Get ready for an onslaught of companies peddling security software for the Internet of Things. It’s not for lack of substance: security experts say the spread of Internet-connected devices exposes major vulnerabilities that can be exploited by hackers.
One of the more serious efforts to combat these threats is called Lexumo. It’s a spinout company from Draper Laboratory—the not-for-profit R&D center next to MIT—and it’s targeting vulnerabilities in open-source software written for connected devices and embedded systems. That means basically anything with a chip in it (think consumer electronics, medical devices, network equipment, factory automation systems).
The Cambridge, MA-based startup says today it has closed $4.89 million in seed funding from Accomplice, .406 Ventures, and Draper. Lexumo’s venture-capital investors have experience with cybersecurity businesses, having backed the likes of Bit9 (now called Carbon Black), Veracode, Threat Stack, and Onapsis.
Lexumo is led by Draper veterans Brad Gaynor, Nathan Shnidman, and Richard Carback—three PhDs with expertise in cybersecurity, big-data analytics, and machine learning. They developed the company’s underlying technology at Draper, and the company was incubated there, with Draper getting an equity stake for its early investment.
“This is a new technology transition model for Draper,” says Gaynor, Lexumo’s CEO. (Draper is best known for providing engineering services and licensing intellectual property, not for investing in spinouts—perhaps that will change.)
What the startup is trying to do is pretty ambitious. As Gaynor explains: “The companies that make embedded devices tend to use a lot of open-source software to bring their products to market quickly, then move on to the next development once a product ships.”
The problem is that open-source software (indeed, any software, but especially open source) tends to develop security flaws over time. “Even when IoT products appear to be secure when they first hit the market, serious security vulnerabilities are often discovered later,” Gaynor says. That means your connected thermostat, kitchen faucet, or mobile device could potentially be hacked and become a conduit to all sorts of information—personal, corporate, or critical network infrastructure.
Lexumo’s approach is to “continuously index all of the world’s open-source code and identify open-source components in your code,” Gaynor says. In an automated way, the company’s cloud-based software platform tries to “keep products secure by identifying and helping eliminate security vulnerabilities from early development through a product’s end of life,” he says.
That sounds like a very hard problem—finding vulnerabilities at their root by matching them to what’s out in the world—and it requires Google-like indexed search capabilities, big-data analysis techniques, and proper communication and integration with developers.
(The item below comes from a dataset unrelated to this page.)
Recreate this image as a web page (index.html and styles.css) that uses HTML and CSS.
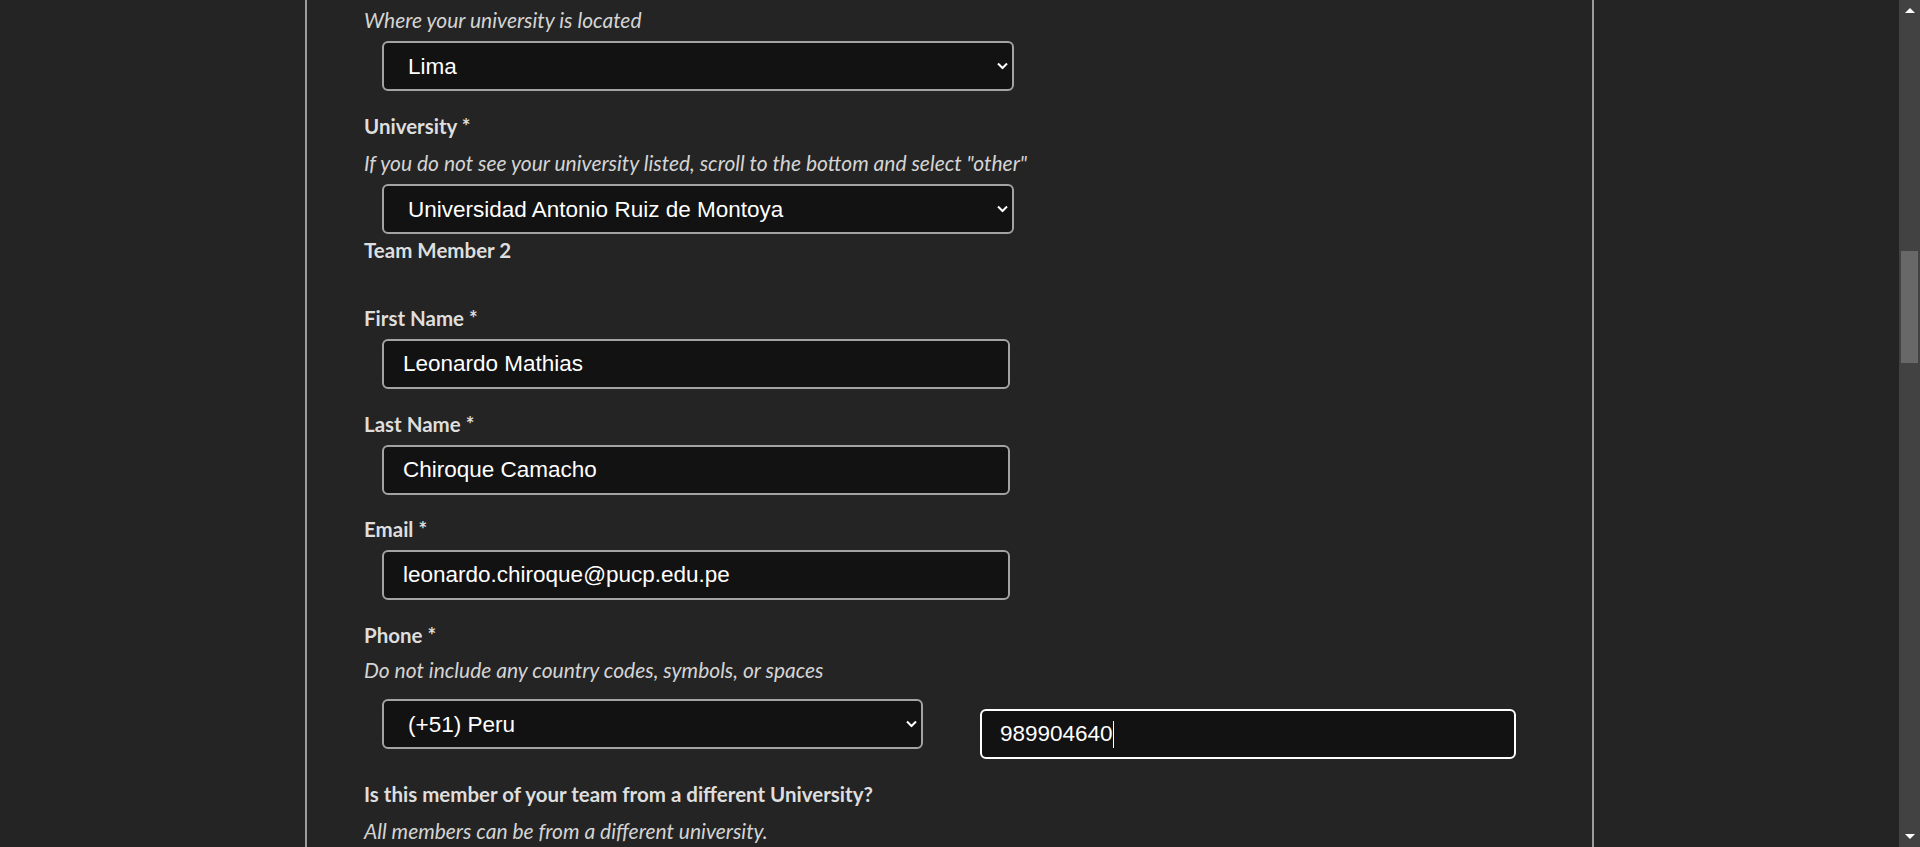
FILE: index.html
```html
<!DOCTYPE html>
<html lang="en">
<head>
<meta charset="utf-8">
<title>Team registration</title>
<link rel="stylesheet" href="styles.css">
</head>
<body>
<div class="viewport">
  <main class="sheet">
    <div class="form">
      <p class="hint first">Where your university is located</p>
      <div class="select-wrap wide">
        <select class="control"><option>Lima</option></select>
        <svg class="chev" viewBox="0 0 11 7" width="11" height="7"><path d="M1 1 L5.5 5.5 L10 1" fill="none" stroke="#fff" stroke-width="2"/></svg>
      </div>

      <label class="label">University *</label>
      <p class="hint">If you do not see your university listed, scroll to the bottom and select "other"</p>
      <div class="select-wrap wide">
        <select class="control"><option>Universidad Antonio Ruiz de Montoya</option></select>
        <svg class="chev" viewBox="0 0 11 7" width="11" height="7"><path d="M1 1 L5.5 5.5 L10 1" fill="none" stroke="#fff" stroke-width="2"/></svg>
      </div>

      <h3 class="label section">Team Member 2</h3>

      <label class="label spaced">First Name *</label>
      <input class="control text" type="text" value="Leonardo Mathias">

      <label class="label">Last Name *</label>
      <input class="control text" type="text" value="Chiroque Camacho">

      <label class="label snug">Email *</label>
      <input class="control text" type="text" value="leonardo.chiroque@pucp.edu.pe">

      <label class="label">Phone *</label>
      <p class="hint tight">Do not include any country codes, symbols, or spaces</p>
      <div class="phone-row">
        <div class="select-wrap code">
          <select class="control"><option>(+51) Peru</option></select>
          <svg class="chev" viewBox="0 0 11 7" width="11" height="7"><path d="M1 1 L5.5 5.5 L10 1" fill="none" stroke="#fff" stroke-width="2"/></svg>
        </div>
        <div class="phone-wrap">
          <input class="control phone" type="text" value="989904640">
          <span class="caret"></span>
        </div>
      </div>

      <label class="label question">Is this member of your team from a different University?</label>
      <p class="hint">All members can be from a different university.</p>
    </div>
  </main>
  <aside class="scrollbar">
    <div class="arrow up"></div>
    <div class="track">
      <div class="thumb"></div>
    </div>
    <div class="arrow down"></div>
  </aside>
</div>
</body>
</html>
```
FILE: styles.css
```css
html, body {
  margin: 0;
  padding: 0;
  height: 100%;
  background: #242424;
  overflow: hidden;
}

.viewport {
  display: flex;
  height: 847px;
}

.sheet {
  flex: 1;
  display: flex;
  justify-content: center;
  align-items: stretch;
}

.form {
  width: 1228px;
  border-left: 2px solid #9c9c9c;
  border-right: 2px solid #9c9c9c;
  padding: 8px 0 0 57px;
  box-sizing: content-box;
  display: flex;
  flex-direction: column;
  align-items: flex-start;
  overflow: hidden;
  font-family: Lato, "Open Sans", sans-serif;
}

.form > * {
  flex-shrink: 0;
}

.hint {
  margin: 13px 0 0;
  font-style: italic;
  font-size: 21px;
  line-height: 24px;
  color: #d4d4d4;
  white-space: nowrap;
}

.hint.first {
  margin-top: 0;
}

.hint.tight {
  margin-top: 11px;
}

.label {
  display: block;
  margin: 23px 0 0;
  font-size: 20.5px;
  font-weight: 700;
  line-height: 24px;
  color: #dedede;
  white-space: nowrap;
}

.label.snug {
  margin-top: 22px;
}

.label.section {
  margin-top: 4px;
}

.label.spaced {
  margin-top: 44px;
}

.label.question {
  margin-top: 23px;
}

.control {
  box-sizing: border-box;
  height: 50px;
  margin: 0;
  background: #121212;
  border: 2px solid #a3a3a3;
  border-radius: 6px;
  color: #ffffff;
  font-family: "Liberation Sans", Arial, sans-serif;
  font-size: 22.5px;
  outline: none;
}

.text {
  width: 628px;
  margin: 9px 0 0 18px;
  padding: 0 19px;
}

.select-wrap {
  position: relative;
  margin: 9px 0 0 18px;
  height: 50px;
}

.select-wrap.wide {
  width: 632px;
}

.select-wrap .control {
  width: 100%;
  -webkit-appearance: none;
  appearance: none;
  padding: 0 40px 0 24px;
}

.chev {
  position: absolute;
  right: 6px;
  top: 50%;
  transform: translateY(-50%);
  pointer-events: none;
}

.phone-row {
  display: flex;
  align-items: flex-start;
  gap: 57px;
  margin: 17px 0 0 18px;
}

.phone-row .select-wrap {
  margin: 0;
}

.select-wrap.code {
  width: 541px;
}

.phone-wrap {
  position: relative;
  margin-top: 10px;
}

.phone {
  width: 536px;
  padding: 0 18px;
  border-color: #ffffff;
}

.caret {
  position: absolute;
  left: 133px;
  top: 12px;
  width: 1px;
  height: 27px;
  background: #ffffff;
}

.scrollbar {
  width: 21px;
  flex: none;
  background: #424242;
  display: flex;
  flex-direction: column;
  align-items: center;
}

.arrow {
  flex: none;
  height: 21px;
  width: 21px;
  display: flex;
  align-items: center;
  justify-content: center;
}

.arrow::before {
  content: "";
  width: 0;
  height: 0;
  border-left: 5px solid transparent;
  border-right: 5px solid transparent;
}

.arrow.up::before {
  border-bottom: 5px solid #ffffff;
  margin-top: -1px;
}

.arrow.down::before {
  border-top: 5px solid #ffffff;
}

.track {
  flex: 1;
  width: 100%;
  padding-top: 230px;
  box-sizing: border-box;
  display: flex;
  justify-content: center;
  align-items: flex-start;
}

.thumb {
  width: 17px;
  height: 112px;
  background: #686868;
}
```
It will all depend on how well the technology works, of course, but Gaynor says Lexumo’s techniques are “much more granular and accurate than traditional approaches which rely on identifying vulnerable components based on metadata such as version strings and component names.”
Some people may think IoT security is a business problem for down the road. But Lexumo sees the market as here and now. “Our cloud platform serves the needs of IoT and embedded device manufacturers today,” Gaynor says, “and our early access customers are primarily in the IoT and embedded-device spaces.”
Lexumo is also going after the enterprise applications market—“especially those where the applications are Web facing and there is a constantly evolving attack surface as new vulnerabilities are found in open-source components,” Gaynor says. The enterprise market overlaps with that of some bigger software security companies like Veracode and Black Duck, though the methods are different.
On the Internet of Things side, you can name a security startup for almost every letter of the alphabet: Attify, Bastille, CyberCanary, and so on. But most of these companies have very different approaches as compared with Lexumo. (As for Lexumo’s name: Gaynor says it is loosely connected to the Latin roots for “code” and “fix.” Fair enough.)
Lexumo has four employees and says it’s looking to grow to 15 people this year. Gaynor and his team have been working on the underlying technology for three-plus years, and they are in the midst of trials with early-access partners, he says. The company is targeting a general release at the end of the first quarter.